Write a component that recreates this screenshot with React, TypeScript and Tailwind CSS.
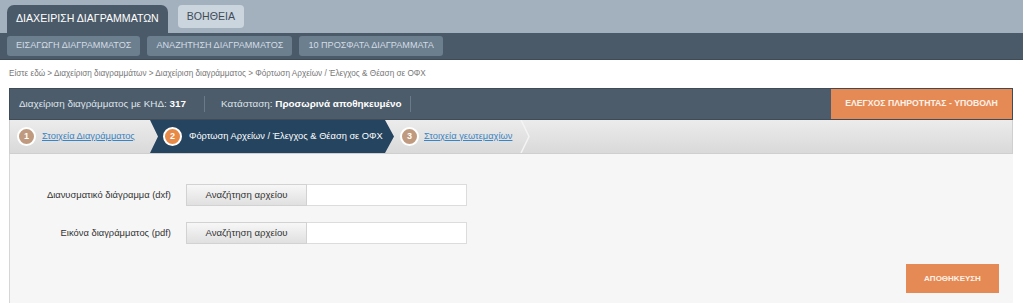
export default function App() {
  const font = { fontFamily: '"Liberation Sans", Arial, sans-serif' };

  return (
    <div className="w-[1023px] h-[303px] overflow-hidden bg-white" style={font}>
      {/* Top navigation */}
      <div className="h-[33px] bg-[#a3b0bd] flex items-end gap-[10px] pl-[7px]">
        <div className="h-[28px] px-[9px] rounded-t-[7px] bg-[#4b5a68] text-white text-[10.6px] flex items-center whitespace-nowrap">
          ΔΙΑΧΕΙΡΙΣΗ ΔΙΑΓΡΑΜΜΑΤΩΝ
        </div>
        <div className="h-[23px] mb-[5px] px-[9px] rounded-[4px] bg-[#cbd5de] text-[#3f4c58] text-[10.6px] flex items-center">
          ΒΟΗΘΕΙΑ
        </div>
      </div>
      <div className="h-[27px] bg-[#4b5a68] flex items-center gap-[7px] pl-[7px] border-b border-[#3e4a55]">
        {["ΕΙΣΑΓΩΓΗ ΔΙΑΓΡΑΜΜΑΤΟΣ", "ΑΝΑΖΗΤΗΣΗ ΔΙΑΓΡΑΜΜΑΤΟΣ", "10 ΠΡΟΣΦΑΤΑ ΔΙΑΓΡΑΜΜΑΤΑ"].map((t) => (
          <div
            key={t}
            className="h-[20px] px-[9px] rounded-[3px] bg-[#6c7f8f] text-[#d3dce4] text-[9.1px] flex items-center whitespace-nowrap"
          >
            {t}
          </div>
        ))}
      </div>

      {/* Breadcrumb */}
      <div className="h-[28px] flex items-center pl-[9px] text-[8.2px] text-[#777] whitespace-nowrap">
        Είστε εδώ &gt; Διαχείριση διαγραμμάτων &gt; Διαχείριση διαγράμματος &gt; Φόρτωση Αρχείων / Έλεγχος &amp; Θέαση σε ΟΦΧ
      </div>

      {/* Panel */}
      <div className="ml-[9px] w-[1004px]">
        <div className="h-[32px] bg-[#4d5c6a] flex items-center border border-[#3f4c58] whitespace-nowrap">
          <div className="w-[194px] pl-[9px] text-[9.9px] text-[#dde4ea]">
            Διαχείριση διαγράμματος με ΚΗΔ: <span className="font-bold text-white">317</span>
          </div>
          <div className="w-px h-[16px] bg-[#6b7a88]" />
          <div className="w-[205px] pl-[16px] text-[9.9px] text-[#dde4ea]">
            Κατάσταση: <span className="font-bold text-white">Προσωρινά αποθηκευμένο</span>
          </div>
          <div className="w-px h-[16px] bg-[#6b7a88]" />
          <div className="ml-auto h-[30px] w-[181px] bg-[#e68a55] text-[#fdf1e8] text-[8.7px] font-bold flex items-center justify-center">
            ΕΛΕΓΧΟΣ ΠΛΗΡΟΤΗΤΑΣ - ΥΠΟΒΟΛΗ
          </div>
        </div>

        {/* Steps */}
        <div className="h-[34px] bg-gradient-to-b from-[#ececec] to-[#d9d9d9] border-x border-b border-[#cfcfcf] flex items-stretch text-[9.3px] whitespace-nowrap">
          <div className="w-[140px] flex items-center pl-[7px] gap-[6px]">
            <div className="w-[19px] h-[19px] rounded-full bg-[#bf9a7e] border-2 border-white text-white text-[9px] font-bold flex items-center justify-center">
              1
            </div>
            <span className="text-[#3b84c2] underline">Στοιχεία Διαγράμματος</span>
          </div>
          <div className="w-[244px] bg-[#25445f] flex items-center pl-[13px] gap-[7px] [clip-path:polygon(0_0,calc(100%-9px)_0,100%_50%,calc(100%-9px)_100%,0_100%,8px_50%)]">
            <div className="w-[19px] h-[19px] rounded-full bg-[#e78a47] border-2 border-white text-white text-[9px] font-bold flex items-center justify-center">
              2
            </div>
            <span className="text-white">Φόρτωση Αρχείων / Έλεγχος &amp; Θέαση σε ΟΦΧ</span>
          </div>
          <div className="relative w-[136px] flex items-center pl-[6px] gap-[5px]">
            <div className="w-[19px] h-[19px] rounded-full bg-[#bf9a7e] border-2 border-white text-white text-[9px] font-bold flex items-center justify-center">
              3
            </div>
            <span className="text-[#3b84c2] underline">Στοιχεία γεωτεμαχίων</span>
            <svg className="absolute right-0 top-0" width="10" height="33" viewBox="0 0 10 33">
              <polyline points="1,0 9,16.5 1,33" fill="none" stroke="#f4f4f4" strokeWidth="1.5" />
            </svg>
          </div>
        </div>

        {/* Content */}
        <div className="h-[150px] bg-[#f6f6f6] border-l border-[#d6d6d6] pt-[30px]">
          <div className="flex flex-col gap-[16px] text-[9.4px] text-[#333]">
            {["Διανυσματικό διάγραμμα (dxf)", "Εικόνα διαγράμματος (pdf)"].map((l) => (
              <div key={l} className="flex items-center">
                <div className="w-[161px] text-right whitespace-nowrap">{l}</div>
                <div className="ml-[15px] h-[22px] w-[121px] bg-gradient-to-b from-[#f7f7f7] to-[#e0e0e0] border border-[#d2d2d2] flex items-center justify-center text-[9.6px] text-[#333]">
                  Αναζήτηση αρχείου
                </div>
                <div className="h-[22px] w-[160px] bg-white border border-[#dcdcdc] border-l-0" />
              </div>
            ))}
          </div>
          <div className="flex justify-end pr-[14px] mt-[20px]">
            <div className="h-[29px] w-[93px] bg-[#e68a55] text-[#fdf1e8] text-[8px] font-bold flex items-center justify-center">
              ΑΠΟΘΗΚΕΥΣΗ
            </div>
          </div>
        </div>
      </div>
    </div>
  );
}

+ + + + +

- WHAT YOU SHOULD DO -
Reproduce each line exactly, please, except for any pictures.

- OUTPUT OF THE EXERCISE -
Write a component that recreates this screenshot with React, TypeScript and Tailwind CSS.
export default function App() {
  const font = { fontFamily: '"Liberation Sans", Arial, sans-serif' };

  return (
    <div className="w-[1023px] h-[303px] overflow-hidden bg-white" style={font}>
      {/* Top navigation */}
      <div className="h-[33px] bg-[#a3b0bd] flex items-end gap-[10px] pl-[7px]">
        <div className="h-[28px] px-[9px] rounded-t-[7px] bg-[#4b5a68] text-white text-[10.6px] flex items-center whitespace-nowrap">
          ΔΙΑΧΕΙΡΙΣΗ ΔΙΑΓΡΑΜΜΑΤΩΝ
        </div>
        <div className="h-[23px] mb-[5px] px-[9px] rounded-[4px] bg-[#cbd5de] text-[#3f4c58] text-[10.6px] flex items-center">
          ΒΟΗΘΕΙΑ
        </div>
      </div>
      <div className="h-[27px] bg-[#4b5a68] flex items-center gap-[7px] pl-[7px] border-b border-[#3e4a55]">
        {["ΕΙΣΑΓΩΓΗ ΔΙΑΓΡΑΜΜΑΤΟΣ", "ΑΝΑΖΗΤΗΣΗ ΔΙΑΓΡΑΜΜΑΤΟΣ", "10 ΠΡΟΣΦΑΤΑ ΔΙΑΓΡΑΜΜΑΤΑ"].map((t) => (
          <div
            key={t}
            className="h-[20px] px-[9px] rounded-[3px] bg-[#6c7f8f] text-[#d3dce4] text-[9.1px] flex items-center whitespace-nowrap"
          >
            {t}
          </div>
        ))}
      </div>

      {/* Breadcrumb */}
      <div className="h-[28px] flex items-center pl-[9px] text-[8.2px] text-[#777] whitespace-nowrap">
        Είστε εδώ &gt; Διαχείριση διαγραμμάτων &gt; Διαχείριση διαγράμματος &gt; Φόρτωση Αρχείων / Έλεγχος &amp; Θέαση σε ΟΦΧ
      </div>

      {/* Panel */}
      <div className="ml-[9px] w-[1004px]">
        <div className="h-[32px] bg-[#4d5c6a] flex items-center border border-[#3f4c58] whitespace-nowrap">
          <div className="w-[194px] pl-[9px] text-[9.9px] text-[#dde4ea]">
            Διαχείριση διαγράμματος με ΚΗΔ: <span className="font-bold text-white">317</span>
          </div>
          <div className="w-px h-[16px] bg-[#6b7a88]" />
          <div className="w-[205px] pl-[16px] text-[9.9px] text-[#dde4ea]">
            Κατάσταση: <span className="font-bold text-white">Προσωρινά αποθηκευμένο</span>
          </div>
          <div className="w-px h-[16px] bg-[#6b7a88]" />
          <div className="ml-auto h-[30px] w-[181px] bg-[#e68a55] text-[#fdf1e8] text-[8.7px] font-bold flex items-center justify-center">
            ΕΛΕΓΧΟΣ ΠΛΗΡΟΤΗΤΑΣ - ΥΠΟΒΟΛΗ
          </div>
        </div>

        {/* Steps */}
        <div className="h-[34px] bg-gradient-to-b from-[#ececec] to-[#d9d9d9] border-x border-b border-[#cfcfcf] flex items-stretch text-[9.3px] whitespace-nowrap">
          <div className="w-[140px] flex items-center pl-[7px] gap-[6px]">
            <div className="w-[19px] h-[19px] rounded-full bg-[#bf9a7e] border-2 border-white text-white text-[9px] font-bold flex items-center justify-center">
              1
            </div>
            <span className="text-[#3b84c2] underline">Στοιχεία Διαγράμματος</span>
          </div>
          <div className="w-[244px] bg-[#25445f] flex items-center pl-[13px] gap-[7px] [clip-path:polygon(0_0,calc(100%-9px)_0,100%_50%,calc(100%-9px)_100%,0_100%,8px_50%)]">
            <div className="w-[19px] h-[19px] rounded-full bg-[#e78a47] border-2 border-white text-white text-[9px] font-bold flex items-center justify-center">
              2
            </div>
            <span className="text-white">Φόρτωση Αρχείων / Έλεγχος &amp; Θέαση σε ΟΦΧ</span>
          </div>
          <div className="relative w-[136px] flex items-center pl-[6px] gap-[5px]">
            <div className="w-[19px] h-[19px] rounded-full bg-[#bf9a7e] border-2 border-white text-white text-[9px] font-bold flex items-center justify-center">
              3
            </div>
            <span className="text-[#3b84c2] underline">Στοιχεία γεωτεμαχίων</span>
            <svg className="absolute right-0 top-0" width="10" height="33" viewBox="0 0 10 33">
              <polyline points="1,0 9,16.5 1,33" fill="none" stroke="#f4f4f4" strokeWidth="1.5" />
            </svg>
          </div>
        </div>

        {/* Content */}
        <div className="h-[150px] bg-[#f6f6f6] border-l border-[#d6d6d6] pt-[30px]">
          <div className="flex flex-col gap-[16px] text-[9.4px] text-[#333]">
            {["Διανυσματικό διάγραμμα (dxf)", "Εικόνα διαγράμματος (pdf)"].map((l) => (
              <div key={l} className="flex items-center">
                <div className="w-[161px] text-right whitespace-nowrap">{l}</div>
                <div className="ml-[15px] h-[22px] w-[121px] bg-gradient-to-b from-[#f7f7f7] to-[#e0e0e0] border border-[#d2d2d2] flex items-center justify-center text-[9.6px] text-[#333]">
                  Αναζήτηση αρχείου
                </div>
                <div className="h-[22px] w-[160px] bg-white border border-[#dcdcdc] border-l-0" />
              </div>
            ))}
          </div>
          <div className="flex justify-end pr-[14px] mt-[20px]">
            <div className="h-[29px] w-[93px] bg-[#e68a55] text-[#fdf1e8] text-[8px] font-bold flex items-center justify-center">
              ΑΠΟΘΗΚΕΥΣΗ
            </div>
          </div>
        </div>
      </div>
    </div>
  );
}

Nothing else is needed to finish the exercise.